**SHORT EXERCISE:** Omit every picture and output the rest of the records exactly as they are.

**DATA ROWS:**
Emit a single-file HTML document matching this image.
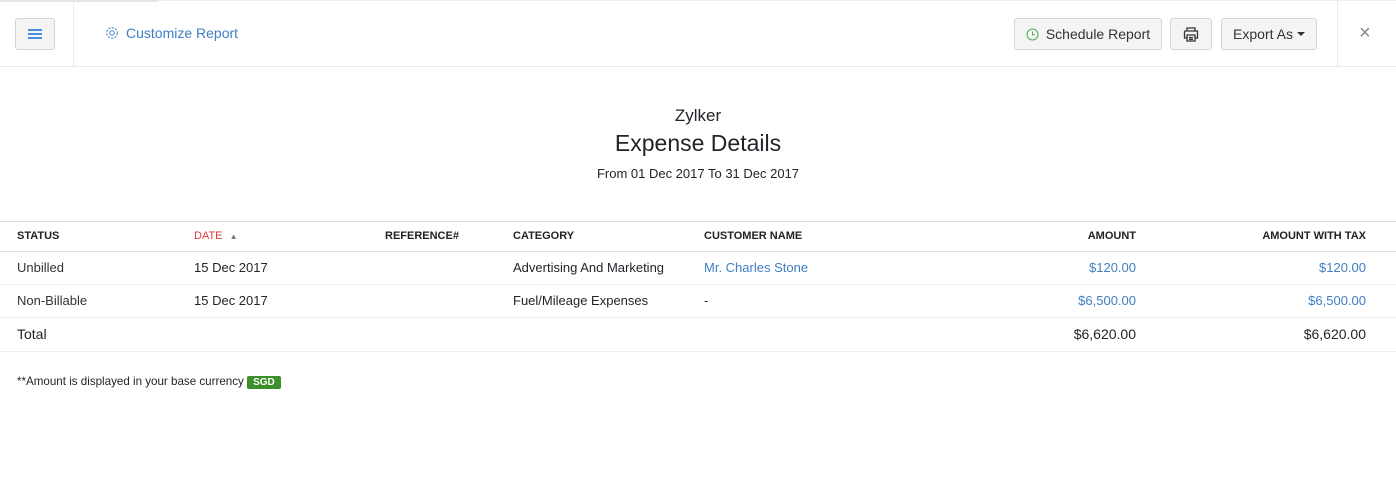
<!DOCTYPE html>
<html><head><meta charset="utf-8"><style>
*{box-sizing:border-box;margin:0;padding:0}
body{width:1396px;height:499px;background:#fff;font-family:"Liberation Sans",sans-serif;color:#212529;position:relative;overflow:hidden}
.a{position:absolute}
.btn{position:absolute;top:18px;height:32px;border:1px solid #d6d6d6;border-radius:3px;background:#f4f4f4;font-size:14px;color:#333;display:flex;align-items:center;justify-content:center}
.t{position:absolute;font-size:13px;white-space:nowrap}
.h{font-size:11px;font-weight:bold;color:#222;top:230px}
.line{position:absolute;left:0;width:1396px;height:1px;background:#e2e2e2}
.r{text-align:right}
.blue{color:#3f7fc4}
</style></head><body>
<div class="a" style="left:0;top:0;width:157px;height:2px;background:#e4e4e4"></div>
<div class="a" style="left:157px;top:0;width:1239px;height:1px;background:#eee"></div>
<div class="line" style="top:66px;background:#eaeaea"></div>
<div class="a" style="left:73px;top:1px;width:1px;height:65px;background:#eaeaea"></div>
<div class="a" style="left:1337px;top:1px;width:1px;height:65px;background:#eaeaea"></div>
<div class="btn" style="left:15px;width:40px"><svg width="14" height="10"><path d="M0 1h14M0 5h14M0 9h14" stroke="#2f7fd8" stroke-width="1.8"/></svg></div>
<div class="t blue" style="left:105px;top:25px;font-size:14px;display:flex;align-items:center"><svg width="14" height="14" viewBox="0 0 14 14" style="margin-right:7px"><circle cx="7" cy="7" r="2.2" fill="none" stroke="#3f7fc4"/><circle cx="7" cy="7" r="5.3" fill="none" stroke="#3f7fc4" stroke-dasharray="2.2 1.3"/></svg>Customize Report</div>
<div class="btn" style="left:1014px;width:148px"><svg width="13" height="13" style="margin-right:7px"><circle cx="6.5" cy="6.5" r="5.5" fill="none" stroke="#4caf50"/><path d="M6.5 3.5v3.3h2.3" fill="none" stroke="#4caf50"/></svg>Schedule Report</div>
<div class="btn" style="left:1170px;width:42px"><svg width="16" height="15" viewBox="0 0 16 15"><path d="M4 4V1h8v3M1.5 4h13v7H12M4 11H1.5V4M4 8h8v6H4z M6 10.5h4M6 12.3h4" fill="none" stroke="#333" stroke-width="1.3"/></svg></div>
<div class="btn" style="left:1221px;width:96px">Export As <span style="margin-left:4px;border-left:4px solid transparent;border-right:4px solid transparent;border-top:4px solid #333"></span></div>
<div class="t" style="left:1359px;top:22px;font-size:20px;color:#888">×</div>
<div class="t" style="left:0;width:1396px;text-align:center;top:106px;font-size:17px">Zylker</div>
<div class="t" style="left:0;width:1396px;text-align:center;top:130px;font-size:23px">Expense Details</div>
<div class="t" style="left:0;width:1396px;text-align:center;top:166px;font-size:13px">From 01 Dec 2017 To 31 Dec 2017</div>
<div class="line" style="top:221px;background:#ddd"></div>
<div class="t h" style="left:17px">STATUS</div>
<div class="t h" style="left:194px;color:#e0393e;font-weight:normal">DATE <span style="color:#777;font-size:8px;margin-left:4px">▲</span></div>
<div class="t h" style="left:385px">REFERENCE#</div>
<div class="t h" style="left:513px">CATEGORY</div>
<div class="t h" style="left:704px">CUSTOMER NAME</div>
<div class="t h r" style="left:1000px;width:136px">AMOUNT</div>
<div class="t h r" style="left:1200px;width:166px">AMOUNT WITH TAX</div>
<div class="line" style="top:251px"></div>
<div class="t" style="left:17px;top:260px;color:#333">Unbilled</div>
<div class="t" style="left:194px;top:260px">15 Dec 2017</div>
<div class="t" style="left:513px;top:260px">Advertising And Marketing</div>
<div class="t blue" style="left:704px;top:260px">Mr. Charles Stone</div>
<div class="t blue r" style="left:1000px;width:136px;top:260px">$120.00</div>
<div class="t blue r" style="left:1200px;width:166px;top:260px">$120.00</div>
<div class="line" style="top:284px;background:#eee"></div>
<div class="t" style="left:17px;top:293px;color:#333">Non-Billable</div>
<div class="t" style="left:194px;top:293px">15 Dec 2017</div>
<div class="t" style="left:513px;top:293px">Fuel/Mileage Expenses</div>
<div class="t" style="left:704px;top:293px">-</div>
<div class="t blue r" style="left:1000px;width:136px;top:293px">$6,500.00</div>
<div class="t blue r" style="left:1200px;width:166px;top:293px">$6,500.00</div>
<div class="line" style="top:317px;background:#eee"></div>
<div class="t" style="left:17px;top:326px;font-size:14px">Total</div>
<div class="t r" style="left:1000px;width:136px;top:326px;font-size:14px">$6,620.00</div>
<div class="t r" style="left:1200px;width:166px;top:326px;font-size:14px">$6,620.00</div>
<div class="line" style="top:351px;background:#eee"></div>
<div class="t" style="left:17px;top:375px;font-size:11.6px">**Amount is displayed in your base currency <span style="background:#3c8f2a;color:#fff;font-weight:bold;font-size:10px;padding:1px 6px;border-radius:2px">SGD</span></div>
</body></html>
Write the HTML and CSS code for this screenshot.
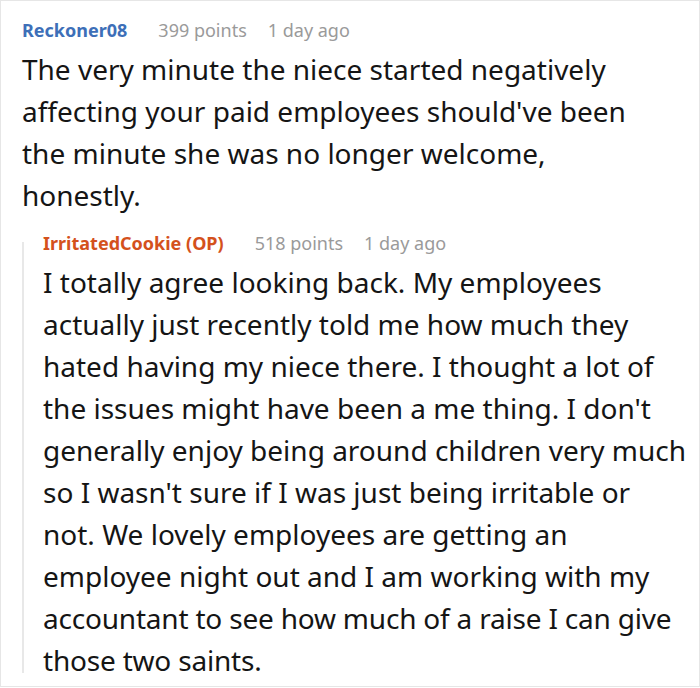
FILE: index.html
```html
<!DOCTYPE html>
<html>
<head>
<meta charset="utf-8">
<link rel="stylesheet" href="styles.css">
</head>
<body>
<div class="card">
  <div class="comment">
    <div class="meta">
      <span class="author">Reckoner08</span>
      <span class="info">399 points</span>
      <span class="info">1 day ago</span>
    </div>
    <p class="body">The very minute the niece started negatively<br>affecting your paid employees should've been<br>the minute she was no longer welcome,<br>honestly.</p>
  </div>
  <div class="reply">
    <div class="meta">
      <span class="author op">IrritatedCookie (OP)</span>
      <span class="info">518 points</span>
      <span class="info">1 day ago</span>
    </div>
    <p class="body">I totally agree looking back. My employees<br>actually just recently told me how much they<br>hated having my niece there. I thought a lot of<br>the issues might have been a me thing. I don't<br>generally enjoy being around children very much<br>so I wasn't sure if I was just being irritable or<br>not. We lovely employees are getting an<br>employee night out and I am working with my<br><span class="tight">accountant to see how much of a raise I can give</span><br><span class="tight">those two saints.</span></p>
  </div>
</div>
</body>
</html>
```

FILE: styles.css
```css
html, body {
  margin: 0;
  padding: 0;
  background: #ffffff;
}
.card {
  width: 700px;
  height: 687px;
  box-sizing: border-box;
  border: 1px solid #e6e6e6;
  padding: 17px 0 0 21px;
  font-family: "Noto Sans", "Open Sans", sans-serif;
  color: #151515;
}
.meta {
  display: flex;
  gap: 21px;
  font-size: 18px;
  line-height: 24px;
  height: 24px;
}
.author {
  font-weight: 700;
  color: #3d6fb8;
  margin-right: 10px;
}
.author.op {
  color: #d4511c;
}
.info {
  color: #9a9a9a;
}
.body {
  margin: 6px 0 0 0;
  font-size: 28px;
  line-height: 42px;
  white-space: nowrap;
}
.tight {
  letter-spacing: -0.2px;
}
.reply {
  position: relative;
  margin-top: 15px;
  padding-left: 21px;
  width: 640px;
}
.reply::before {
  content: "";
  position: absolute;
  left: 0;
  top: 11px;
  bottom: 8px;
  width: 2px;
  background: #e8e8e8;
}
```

**EXERCISE RESPONSE:**
Emit a single-file HTML document matching this image.
<!DOCTYPE html>
<html><head><meta charset="utf-8"><style>
*{box-sizing:border-box;margin:0;padding:0}
body{width:1396px;height:499px;background:#fff;font-family:"Liberation Sans",sans-serif;color:#212529;position:relative;overflow:hidden}
.a{position:absolute}
.btn{position:absolute;top:18px;height:32px;border:1px solid #d6d6d6;border-radius:3px;background:#f4f4f4;font-size:14px;color:#333;display:flex;align-items:center;justify-content:center}
.t{position:absolute;font-size:13px;white-space:nowrap}
.h{font-size:11px;font-weight:bold;color:#222;top:230px}
.line{position:absolute;left:0;width:1396px;height:1px;background:#e2e2e2}
.r{text-align:right}
.blue{color:#3f7fc4}
</style></head><body>
<div class="a" style="left:0;top:0;width:157px;height:2px;background:#e4e4e4"></div>
<div class="a" style="left:157px;top:0;width:1239px;height:1px;background:#eee"></div>
<div class="line" style="top:66px;background:#eaeaea"></div>
<div class="a" style="left:73px;top:1px;width:1px;height:65px;background:#eaeaea"></div>
<div class="a" style="left:1337px;top:1px;width:1px;height:65px;background:#eaeaea"></div>
<div class="btn" style="left:15px;width:40px"><svg width="14" height="10"><path d="M0 1h14M0 5h14M0 9h14" stroke="#2f7fd8" stroke-width="1.8"/></svg></div>
<div class="t blue" style="left:105px;top:25px;font-size:14px;display:flex;align-items:center"><svg width="14" height="14" viewBox="0 0 14 14" style="margin-right:7px"><circle cx="7" cy="7" r="2.2" fill="none" stroke="#3f7fc4"/><circle cx="7" cy="7" r="5.3" fill="none" stroke="#3f7fc4" stroke-dasharray="2.2 1.3"/></svg>Customize Report</div>
<div class="btn" style="left:1014px;width:148px"><svg width="13" height="13" style="margin-right:7px"><circle cx="6.5" cy="6.5" r="5.5" fill="none" stroke="#4caf50"/><path d="M6.5 3.5v3.3h2.3" fill="none" stroke="#4caf50"/></svg>Schedule Report</div>
<div class="btn" style="left:1170px;width:42px"><svg width="16" height="15" viewBox="0 0 16 15"><path d="M4 4V1h8v3M1.5 4h13v7H12M4 11H1.5V4M4 8h8v6H4z M6 10.5h4M6 12.3h4" fill="none" stroke="#333" stroke-width="1.3"/></svg></div>
<div class="btn" style="left:1221px;width:96px">Export As <span style="margin-left:4px;border-left:4px solid transparent;border-right:4px solid transparent;border-top:4px solid #333"></span></div>
<div class="t" style="left:1359px;top:22px;font-size:20px;color:#888">×</div>
<div class="t" style="left:0;width:1396px;text-align:center;top:106px;font-size:17px">Zylker</div>
<div class="t" style="left:0;width:1396px;text-align:center;top:130px;font-size:23px">Expense Details</div>
<div class="t" style="left:0;width:1396px;text-align:center;top:166px;font-size:13px">From 01 Dec 2017 To 31 Dec 2017</div>
<div class="line" style="top:221px;background:#ddd"></div>
<div class="t h" style="left:17px">STATUS</div>
<div class="t h" style="left:194px;color:#e0393e;font-weight:normal">DATE <span style="color:#777;font-size:8px;margin-left:4px">▲</span></div>
<div class="t h" style="left:385px">REFERENCE#</div>
<div class="t h" style="left:513px">CATEGORY</div>
<div class="t h" style="left:704px">CUSTOMER NAME</div>
<div class="t h r" style="left:1000px;width:136px">AMOUNT</div>
<div class="t h r" style="left:1200px;width:166px">AMOUNT WITH TAX</div>
<div class="line" style="top:251px"></div>
<div class="t" style="left:17px;top:260px;color:#333">Unbilled</div>
<div class="t" style="left:194px;top:260px">15 Dec 2017</div>
<div class="t" style="left:513px;top:260px">Advertising And Marketing</div>
<div class="t blue" style="left:704px;top:260px">Mr. Charles Stone</div>
<div class="t blue r" style="left:1000px;width:136px;top:260px">$120.00</div>
<div class="t blue r" style="left:1200px;width:166px;top:260px">$120.00</div>
<div class="line" style="top:284px;background:#eee"></div>
<div class="t" style="left:17px;top:293px;color:#333">Non-Billable</div>
<div class="t" style="left:194px;top:293px">15 Dec 2017</div>
<div class="t" style="left:513px;top:293px">Fuel/Mileage Expenses</div>
<div class="t" style="left:704px;top:293px">-</div>
<div class="t blue r" style="left:1000px;width:136px;top:293px">$6,500.00</div>
<div class="t blue r" style="left:1200px;width:166px;top:293px">$6,500.00</div>
<div class="line" style="top:317px;background:#eee"></div>
<div class="t" style="left:17px;top:326px;font-size:14px">Total</div>
<div class="t r" style="left:1000px;width:136px;top:326px;font-size:14px">$6,620.00</div>
<div class="t r" style="left:1200px;width:166px;top:326px;font-size:14px">$6,620.00</div>
<div class="line" style="top:351px;background:#eee"></div>
<div class="t" style="left:17px;top:375px;font-size:11.6px">**Amount is displayed in your base currency <span style="background:#3c8f2a;color:#fff;font-weight:bold;font-size:10px;padding:1px 6px;border-radius:2px">SGD</span></div>
</body></html>
Write the HTML and CSS code for this screenshot.
FILE: index.html
```html
<!DOCTYPE html>
<html>
<head>
<meta charset="utf-8">
<link rel="stylesheet" href="styles.css">
</head>
<body>
<div class="card">
  <div class="comment">
    <div class="meta">
      <span class="author">Reckoner08</span>
      <span class="info">399 points</span>
      <span class="info">1 day ago</span>
    </div>
    <p class="body">The very minute the niece started negatively<br>affecting your paid employees should've been<br>the minute she was no longer welcome,<br>honestly.</p>
  </div>
  <div class="reply">
    <div class="meta">
      <span class="author op">IrritatedCookie (OP)</span>
      <span class="info">518 points</span>
      <span class="info">1 day ago</span>
    </div>
    <p class="body">I totally agree looking back. My employees<br>actually just recently told me how much they<br>hated having my niece there. I thought a lot of<br>the issues might have been a me thing. I don't<br>generally enjoy being around children very much<br>so I wasn't sure if I was just being irritable or<br>not. We lovely employees are getting an<br>employee night out and I am working with my<br><span class="tight">accountant to see how much of a raise I can give</span><br><span class="tight">those two saints.</span></p>
  </div>
</div>
</body>
</html>
```

FILE: styles.css
```css
html, body {
  margin: 0;
  padding: 0;
  background: #ffffff;
}
.card {
  width: 700px;
  height: 687px;
  box-sizing: border-box;
  border: 1px solid #e6e6e6;
  padding: 17px 0 0 21px;
  font-family: "Noto Sans", "Open Sans", sans-serif;
  color: #151515;
}
.meta {
  display: flex;
  gap: 21px;
  font-size: 18px;
  line-height: 24px;
  height: 24px;
}
.author {
  font-weight: 700;
  color: #3d6fb8;
  margin-right: 10px;
}
.author.op {
  color: #d4511c;
}
.info {
  color: #9a9a9a;
}
.body {
  margin: 6px 0 0 0;
  font-size: 28px;
  line-height: 42px;
  white-space: nowrap;
}
.tight {
  letter-spacing: -0.2px;
}
.reply {
  position: relative;
  margin-top: 15px;
  padding-left: 21px;
  width: 640px;
}
.reply::before {
  content: "";
  position: absolute;
  left: 0;
  top: 11px;
  bottom: 8px;
  width: 2px;
  background: #e8e8e8;
}
```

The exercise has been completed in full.